- [What this task involves] Pull each line containing "picture" out of the data and copy it.

- [Stored data]

╔══

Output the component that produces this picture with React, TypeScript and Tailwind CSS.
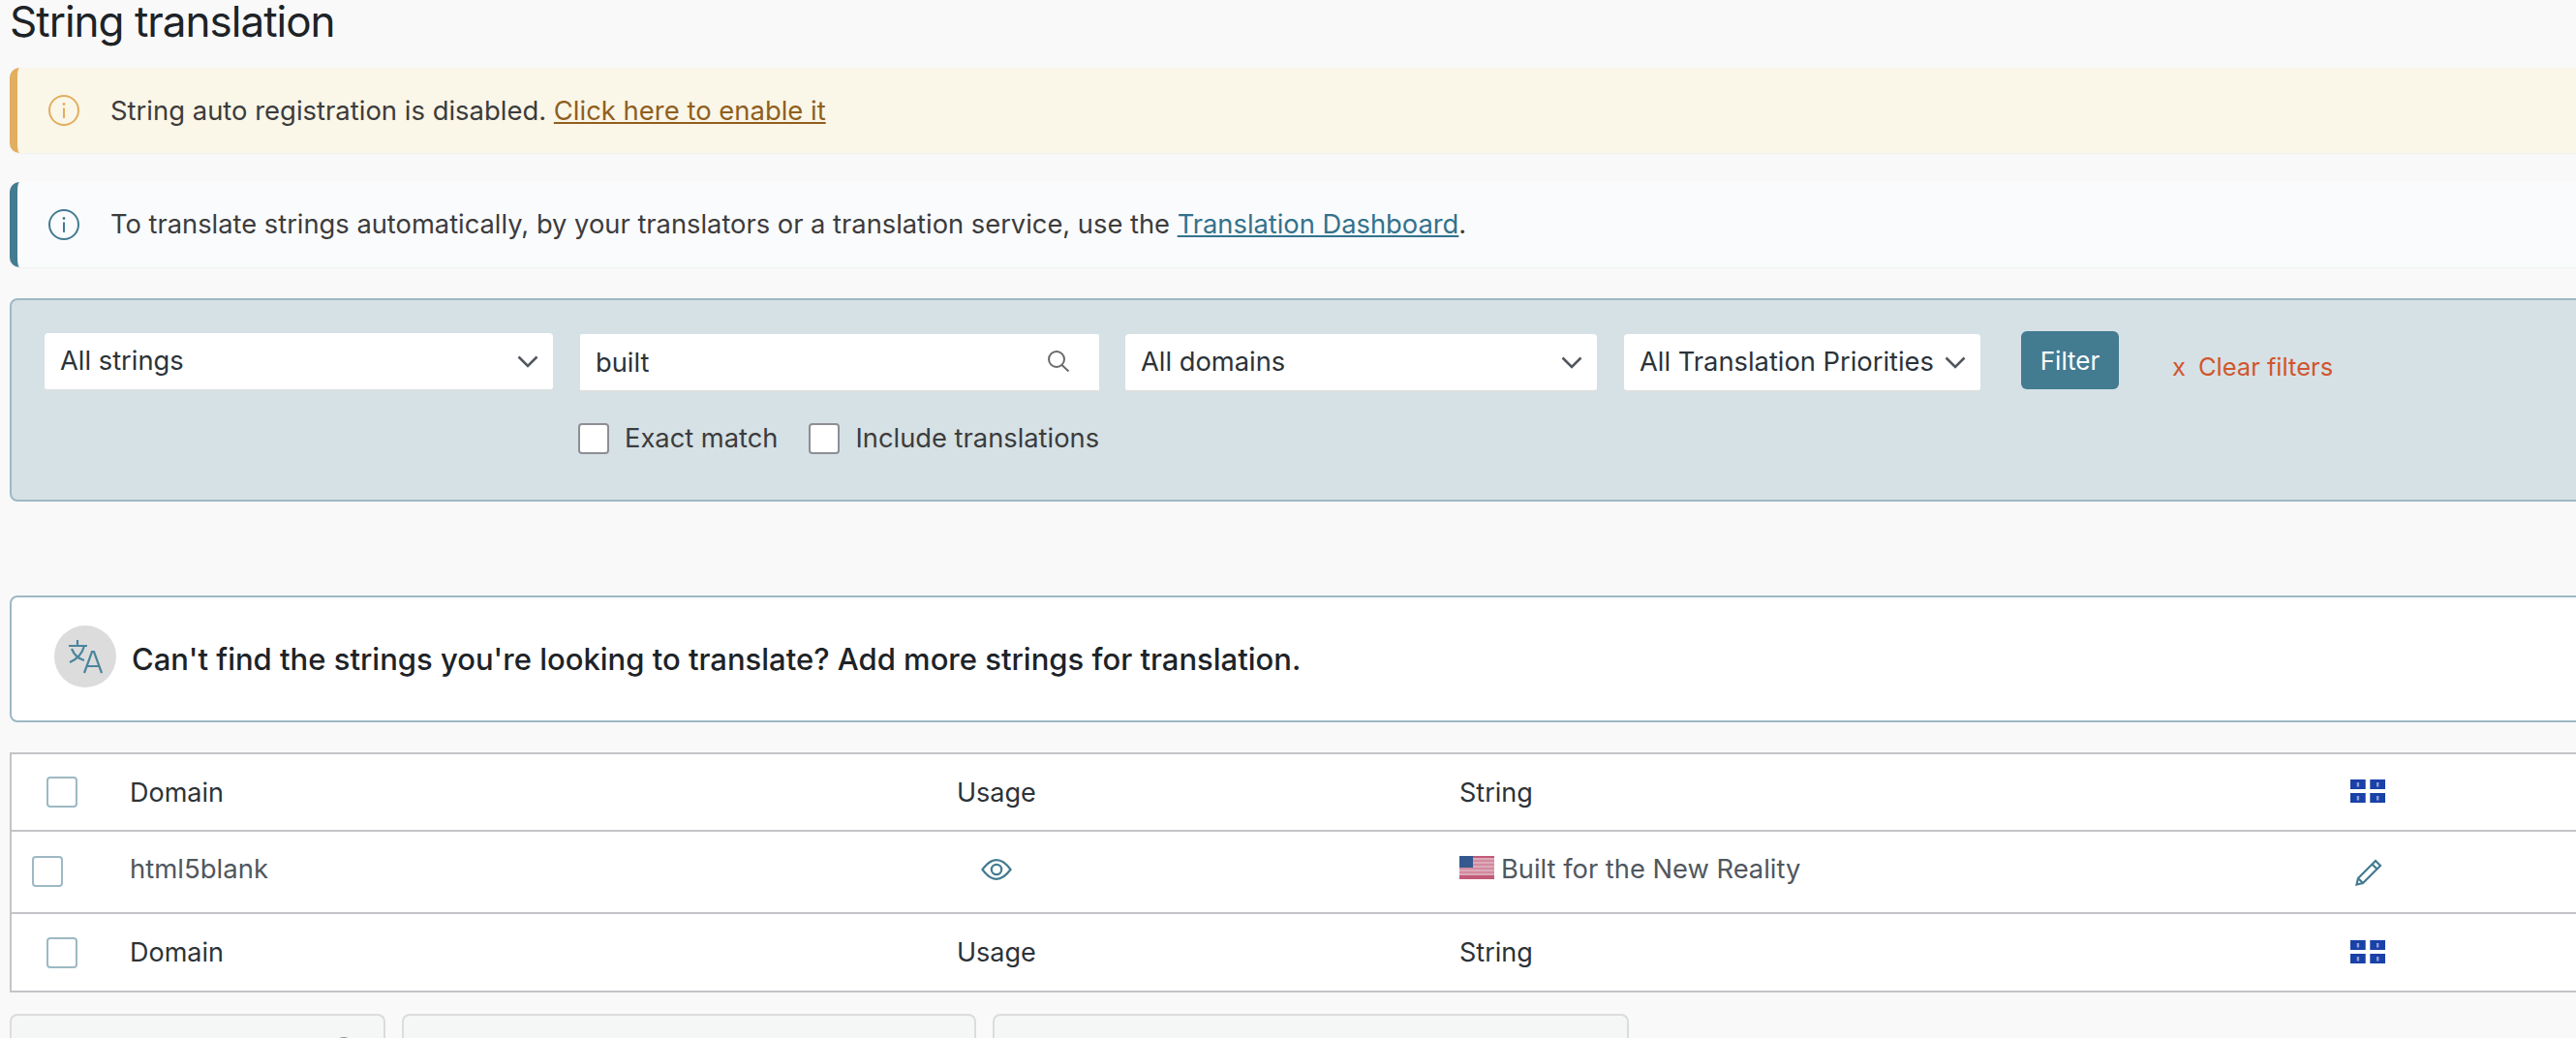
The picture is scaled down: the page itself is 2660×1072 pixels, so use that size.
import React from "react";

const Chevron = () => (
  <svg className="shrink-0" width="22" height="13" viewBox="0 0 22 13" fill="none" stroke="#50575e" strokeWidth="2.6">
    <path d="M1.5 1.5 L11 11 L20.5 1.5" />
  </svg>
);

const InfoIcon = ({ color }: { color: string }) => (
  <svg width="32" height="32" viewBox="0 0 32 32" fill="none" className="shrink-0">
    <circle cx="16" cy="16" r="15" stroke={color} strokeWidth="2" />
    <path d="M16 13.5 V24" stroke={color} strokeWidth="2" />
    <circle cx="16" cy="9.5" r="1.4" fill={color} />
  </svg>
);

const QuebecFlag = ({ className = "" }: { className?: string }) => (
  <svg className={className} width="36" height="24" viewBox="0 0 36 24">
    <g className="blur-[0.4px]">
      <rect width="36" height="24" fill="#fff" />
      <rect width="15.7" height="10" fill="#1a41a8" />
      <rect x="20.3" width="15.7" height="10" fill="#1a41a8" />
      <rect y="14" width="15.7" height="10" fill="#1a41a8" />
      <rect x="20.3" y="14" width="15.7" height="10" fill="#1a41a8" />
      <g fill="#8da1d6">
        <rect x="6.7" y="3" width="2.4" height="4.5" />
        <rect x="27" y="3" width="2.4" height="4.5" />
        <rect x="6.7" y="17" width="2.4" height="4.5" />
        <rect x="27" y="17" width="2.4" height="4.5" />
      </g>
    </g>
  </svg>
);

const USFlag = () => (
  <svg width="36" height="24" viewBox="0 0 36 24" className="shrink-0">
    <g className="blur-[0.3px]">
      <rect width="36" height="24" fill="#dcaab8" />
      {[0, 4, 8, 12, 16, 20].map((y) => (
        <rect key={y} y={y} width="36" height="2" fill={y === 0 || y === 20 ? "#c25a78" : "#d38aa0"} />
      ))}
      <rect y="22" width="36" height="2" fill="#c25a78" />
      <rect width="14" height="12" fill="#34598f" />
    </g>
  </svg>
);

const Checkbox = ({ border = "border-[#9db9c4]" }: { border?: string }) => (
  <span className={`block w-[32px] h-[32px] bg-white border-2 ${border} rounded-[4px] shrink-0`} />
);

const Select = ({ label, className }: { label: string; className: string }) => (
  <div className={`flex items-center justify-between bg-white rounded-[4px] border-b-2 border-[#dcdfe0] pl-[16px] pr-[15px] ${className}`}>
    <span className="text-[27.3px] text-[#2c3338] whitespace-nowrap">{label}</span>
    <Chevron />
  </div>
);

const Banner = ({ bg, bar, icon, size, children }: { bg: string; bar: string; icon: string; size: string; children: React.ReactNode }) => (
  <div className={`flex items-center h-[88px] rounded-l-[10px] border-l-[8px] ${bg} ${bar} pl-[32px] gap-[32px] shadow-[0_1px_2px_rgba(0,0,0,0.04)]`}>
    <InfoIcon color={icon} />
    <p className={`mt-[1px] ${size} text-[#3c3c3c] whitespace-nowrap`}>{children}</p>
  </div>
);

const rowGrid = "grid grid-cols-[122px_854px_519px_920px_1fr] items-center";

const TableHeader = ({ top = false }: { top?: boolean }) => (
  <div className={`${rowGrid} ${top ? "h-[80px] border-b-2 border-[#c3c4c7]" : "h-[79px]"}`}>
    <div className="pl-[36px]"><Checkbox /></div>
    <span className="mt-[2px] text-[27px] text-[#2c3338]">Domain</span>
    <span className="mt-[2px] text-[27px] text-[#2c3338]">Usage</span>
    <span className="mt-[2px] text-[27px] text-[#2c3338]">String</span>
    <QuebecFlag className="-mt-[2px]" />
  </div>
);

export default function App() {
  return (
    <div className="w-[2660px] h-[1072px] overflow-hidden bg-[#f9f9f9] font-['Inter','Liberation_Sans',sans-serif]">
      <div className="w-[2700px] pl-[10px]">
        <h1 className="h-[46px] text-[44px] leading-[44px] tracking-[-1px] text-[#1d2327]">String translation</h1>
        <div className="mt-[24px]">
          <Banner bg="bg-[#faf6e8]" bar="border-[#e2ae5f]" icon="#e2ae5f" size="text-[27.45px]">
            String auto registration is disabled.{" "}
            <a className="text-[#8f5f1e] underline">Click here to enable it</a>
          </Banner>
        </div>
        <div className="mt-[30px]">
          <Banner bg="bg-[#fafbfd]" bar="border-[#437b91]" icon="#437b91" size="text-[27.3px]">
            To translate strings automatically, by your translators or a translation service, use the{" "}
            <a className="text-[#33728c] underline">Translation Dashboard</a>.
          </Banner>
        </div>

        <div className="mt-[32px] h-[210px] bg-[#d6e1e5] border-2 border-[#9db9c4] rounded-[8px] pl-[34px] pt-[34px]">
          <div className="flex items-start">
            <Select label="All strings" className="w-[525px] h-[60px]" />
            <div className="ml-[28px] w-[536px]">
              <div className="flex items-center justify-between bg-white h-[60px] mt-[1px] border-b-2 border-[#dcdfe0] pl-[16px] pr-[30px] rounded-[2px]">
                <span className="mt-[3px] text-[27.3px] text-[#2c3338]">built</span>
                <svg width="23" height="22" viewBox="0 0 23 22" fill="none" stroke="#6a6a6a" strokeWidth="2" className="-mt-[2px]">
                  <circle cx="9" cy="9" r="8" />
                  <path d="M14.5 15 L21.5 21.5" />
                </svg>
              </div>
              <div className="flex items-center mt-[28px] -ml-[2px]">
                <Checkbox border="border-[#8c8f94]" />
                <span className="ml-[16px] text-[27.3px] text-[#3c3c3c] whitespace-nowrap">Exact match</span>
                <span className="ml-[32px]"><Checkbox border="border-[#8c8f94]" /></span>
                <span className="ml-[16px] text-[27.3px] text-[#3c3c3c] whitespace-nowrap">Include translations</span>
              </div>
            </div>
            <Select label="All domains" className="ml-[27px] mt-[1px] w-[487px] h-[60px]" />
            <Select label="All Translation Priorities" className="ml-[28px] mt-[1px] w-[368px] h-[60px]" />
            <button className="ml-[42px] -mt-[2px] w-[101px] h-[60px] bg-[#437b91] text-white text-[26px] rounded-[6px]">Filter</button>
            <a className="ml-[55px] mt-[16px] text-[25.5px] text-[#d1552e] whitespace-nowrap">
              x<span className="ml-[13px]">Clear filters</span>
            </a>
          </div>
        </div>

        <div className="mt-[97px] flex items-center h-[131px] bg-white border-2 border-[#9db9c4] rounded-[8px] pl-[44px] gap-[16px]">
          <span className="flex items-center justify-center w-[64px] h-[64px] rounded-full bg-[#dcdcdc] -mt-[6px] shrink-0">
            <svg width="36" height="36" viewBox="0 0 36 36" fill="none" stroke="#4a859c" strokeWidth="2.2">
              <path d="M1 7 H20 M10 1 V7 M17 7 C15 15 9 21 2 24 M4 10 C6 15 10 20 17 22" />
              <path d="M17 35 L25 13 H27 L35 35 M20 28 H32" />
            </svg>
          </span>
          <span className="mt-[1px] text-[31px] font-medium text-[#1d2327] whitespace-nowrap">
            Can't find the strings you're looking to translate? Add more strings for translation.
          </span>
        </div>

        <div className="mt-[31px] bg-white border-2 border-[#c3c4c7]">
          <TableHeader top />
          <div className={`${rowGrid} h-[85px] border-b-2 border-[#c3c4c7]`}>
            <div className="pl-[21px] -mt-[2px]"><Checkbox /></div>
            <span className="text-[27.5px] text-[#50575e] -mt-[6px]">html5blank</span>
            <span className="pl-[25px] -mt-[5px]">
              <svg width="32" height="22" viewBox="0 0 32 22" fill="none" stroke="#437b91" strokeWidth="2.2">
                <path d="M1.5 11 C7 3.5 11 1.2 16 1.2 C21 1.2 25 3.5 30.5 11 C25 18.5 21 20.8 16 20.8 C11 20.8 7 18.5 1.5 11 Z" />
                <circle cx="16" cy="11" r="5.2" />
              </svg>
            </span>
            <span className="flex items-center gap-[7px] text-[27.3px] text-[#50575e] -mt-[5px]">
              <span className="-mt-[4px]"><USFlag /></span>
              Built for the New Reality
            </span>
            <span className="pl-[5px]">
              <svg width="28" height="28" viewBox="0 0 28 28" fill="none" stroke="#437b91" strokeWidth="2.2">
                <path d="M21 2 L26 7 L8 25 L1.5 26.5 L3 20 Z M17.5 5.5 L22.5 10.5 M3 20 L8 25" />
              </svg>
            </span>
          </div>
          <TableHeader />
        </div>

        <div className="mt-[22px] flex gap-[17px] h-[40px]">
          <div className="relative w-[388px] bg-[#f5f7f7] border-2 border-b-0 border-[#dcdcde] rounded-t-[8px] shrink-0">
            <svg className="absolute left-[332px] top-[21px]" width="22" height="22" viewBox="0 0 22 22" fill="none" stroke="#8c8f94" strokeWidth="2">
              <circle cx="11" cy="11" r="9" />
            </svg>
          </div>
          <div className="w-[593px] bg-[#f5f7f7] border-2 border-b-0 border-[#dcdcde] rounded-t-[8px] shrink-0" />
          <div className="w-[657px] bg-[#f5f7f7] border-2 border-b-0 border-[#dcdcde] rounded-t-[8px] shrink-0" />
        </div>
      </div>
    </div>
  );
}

╚══

- [Full response]
Output the component that produces this picture with React, TypeScript and Tailwind CSS.
The picture is scaled down: the page itself is 2660×1072 pixels, so use that size.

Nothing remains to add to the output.